Abdel Fattah al-Sisi, the general who toppled former president Mohammed Morsi last year, has swept to victory in Egypt's presidential election, results showed Thursday, joining a long line of Egyptian leaders drawn from the military.
With nearly all ballots counted, former military chief Sisi appeared set for a crushing victory amid lingering doubts about the government’s turnout figures.
The retired field marshal won more than 92 percent of the vote, compared with 2.9 percent for his sole opponent and 4 percent in invalid votes, according to a tally released by his campaign.
A Sisi victory was never in doubt, but the career infantry officer had pushed for an overwhelming turnout to bestow legitimacy on his successful move last July to oust moderate Islamist Mohammed Morsi, Egypt’s first freely elected president, following weeks of protest against Morsi's rule.
Turnout was estimated at more than 46 percent after officials extended voting to a third day, according to interim President Adly Mansour.
That figure was lower than the 52 percent turnout in the 2012 presidential election that vaulted Morsi to power. It was also lower than the bar Sisi himself set in his last campaign interview, when he said that he wanted three-quarters of the country’s 54 million registered voters to cast ballots so he could “show the world” the strength of his popular support.
Even so, Sisi can genuinely claim he comes into office with an impressive vote tally of 23.38 million votes – significantly more than the 13 million won by Morsi two years ago.
His sole opponent, leftist politician Hamdeen Sabahi, received 736,000 votes.
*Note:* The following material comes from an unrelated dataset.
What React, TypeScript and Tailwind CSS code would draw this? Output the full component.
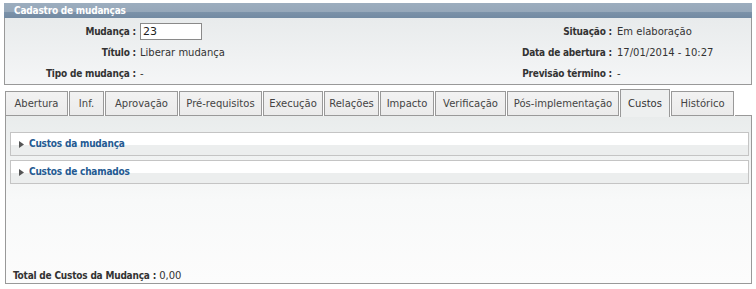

It was telling that Sabahi, who came in third in the previous election, garnered less than the 1.03 million invalidated ballots cast.
Sabahi conceded defeat on Thursday but said there were serious violations in the vote, saying turnout figures announced by the government are not credible, adding that the numbers were “an insult to the intelligence of Egyptians”.
Official election commission figures will likely be released next week but are not expected to have much of an effect due to the wide gap in results.
Sabahi's campaign pulled its representatives from polling stations Wednesday to protest against what it called intimidation and arrests of its staffers, one of whom was referred to a military tribunal.
“I respect the choice of the people and acknowledge my defeat in this election,” he said. “We have lost an election but we won our self-respect ... I hope that we won credibility with the aware and intelligent masses.”
Mario David, the head of the European Union observers’ mission, said the election, which ended on Wednesday, was carried out in accordance with legal standards and saw only minor violations like campaigning near polling centres.
However, a senior member of the EU mission, Robert Goebbels, pointed out that the relatively high turnout should not be taken as evidence of democracy. Boycotting a vote, he said, is a form of freedom of expression and one should not forget these “silent” voters.
Islamists, once the country’s most powerful political machine in the form of the Muslim Brotherhood movement, had called for a boycott of the vote, as had many secular “revolutionary” youth groups.
Widespread reports of empty polling stations in the first two days of voting prompted the state to abruptly add a third day after declaring the second day to be a public holiday to free voters to cast ballots.
“High turnout is not necessarily proof of democratic elections,” he said, adding that turnout in totalitarian states like North Korea in which there is only a single candidate has run as high as 99.9 percent.
The unusual measures taken by the government to get voters to the polls also raised scepticism over the real extent of Sisi's support. Government officials offered to bus voters to polling centres and threatened to invoke a rarely enforced law that would allow them to fine boycotters. Bus and train transport was free to allow people to return to home districts and cast ballots.
Critics said the lack of enthusiasm at the polls was in part due to apathy among even Sisi supporters, knowing that his victory was a foregone conclusion.
“Citizen enthusiasm was dampened by the widespread perception that this election was not meaningful and that its results were predetermined,” US-based Democracy International said Thursday.
Others said it showed persistent discontent with Sisi, not just among his Islamist foes but also among a broader section of the public that believes he has no concrete plans for Egypt’s entrenched woes and fears he will return Egypt to the autocratic ways of ousted leader Hosni Mubarak.
The government and media had been whipping up adulation for Sisi over the past 10 months, depicting him as a warrior against terrorism and the only person able to tackle Egypt’s economic problems, high unemployment, inflation and instability.